Lo que haces en el seno del hogar:
Ciertamente, no es el “gran gesto” ocasional lo que hace
un buen padre o madre, cómo forma el carácter
del niño, o siembra la alegría en la familia. Hay algo especial en el tranquilo paseo que puedes dar
con tu hijo mientras le escuchas contar sus cosas e
intentas responder a sus preguntas,
gozando de su compañía el uno del otro. Con ello le das un permanente ejemplo, pudiendo
observar tu honradez personal, tus acciones desinteresadas,
la distinción que te ve tomar entre hacer entre lo bueno y
lo malo, y la clase de las personas que merecen tu aprecio.
De este modo, se le inculca el sentido del mandamiento
“honrar padre y madre”, por el comportamiento correcto
que tienes con tus propios progenitores.
Influyen positivamente en la vida de los hijos: Es la forma
en que marido y mujer se aconsejan entre sí, comparten
las experiencias diarias y aprovechan toda oportunidad para
expresarse su recíproco aprecio y su necesidad mutua de amor.
De una cosa puede puedes tener seguridad: en el seno
de la familia, no hay nada que reemplace
el íntimo don de tu presencia y tu interés.
Lo que haces donde vives:
Crear un buen entorno para vivir requiere algo más
que los recursos y los esfuerzos de funcionarios y expertos
en la materia de vivienda, educación, sanidad y derechos
civiles. Lo que importa es cómo recibes a los nuevos
vecinos, sea cualquiera su raza o religión, sin atender
más que a sus méritos propios y al derecho que
tienen de vivir donde vives tú. Lo que hace un buen
vecindario es que tú exijas para los hijos de tu vecino
las mismas oportunidades de educación que buscas para
tus propios hijos; que ayudes al vecino enfermo o solitario
como no puede hacerlo ninguna institución.
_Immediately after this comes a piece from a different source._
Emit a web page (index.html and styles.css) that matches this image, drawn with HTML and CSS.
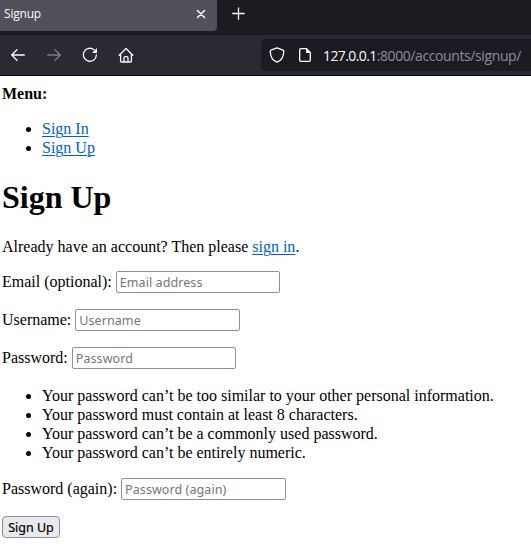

Hoy en día viajamos más y entramos en contacto con más
gente distinta que en ninguna otra generación de la
historia. Pero por muy lejos que vayamos, dondequiera
que nos dirijamos, siempre encontremos personas cuyas
aspiraciones y necesidades básicas son las mismas que las
de nuestras vecinos inmediatos. No está de más tomar la
iniciativa para conocernos y ofrecernos la ayuda y amistad
que nos gustaría recibir igualmente. Sin duda habrá diferencias,
pero podemos respetar sus peculiaridades y con ellas
enriquecer nuestra experiencia, como ellos también
podrán enriquecer la suya con la nuestra. Sólo necesitamos
reconocer que si ponemos de nuestra parte podremos convivir
mejor con las demás personas (aunque sean muy diferentes
a nosotros), de este modo crearemos un ambiente más agradable
para nosotros y todos los que nos rodean.
En este mundo con cambios constantes hay realidades
fundamentales que no cambian. Por eso nunca
debemos dar la excusa: “Lo que yo
haga no tiene importancia”, porque sí lo tiene.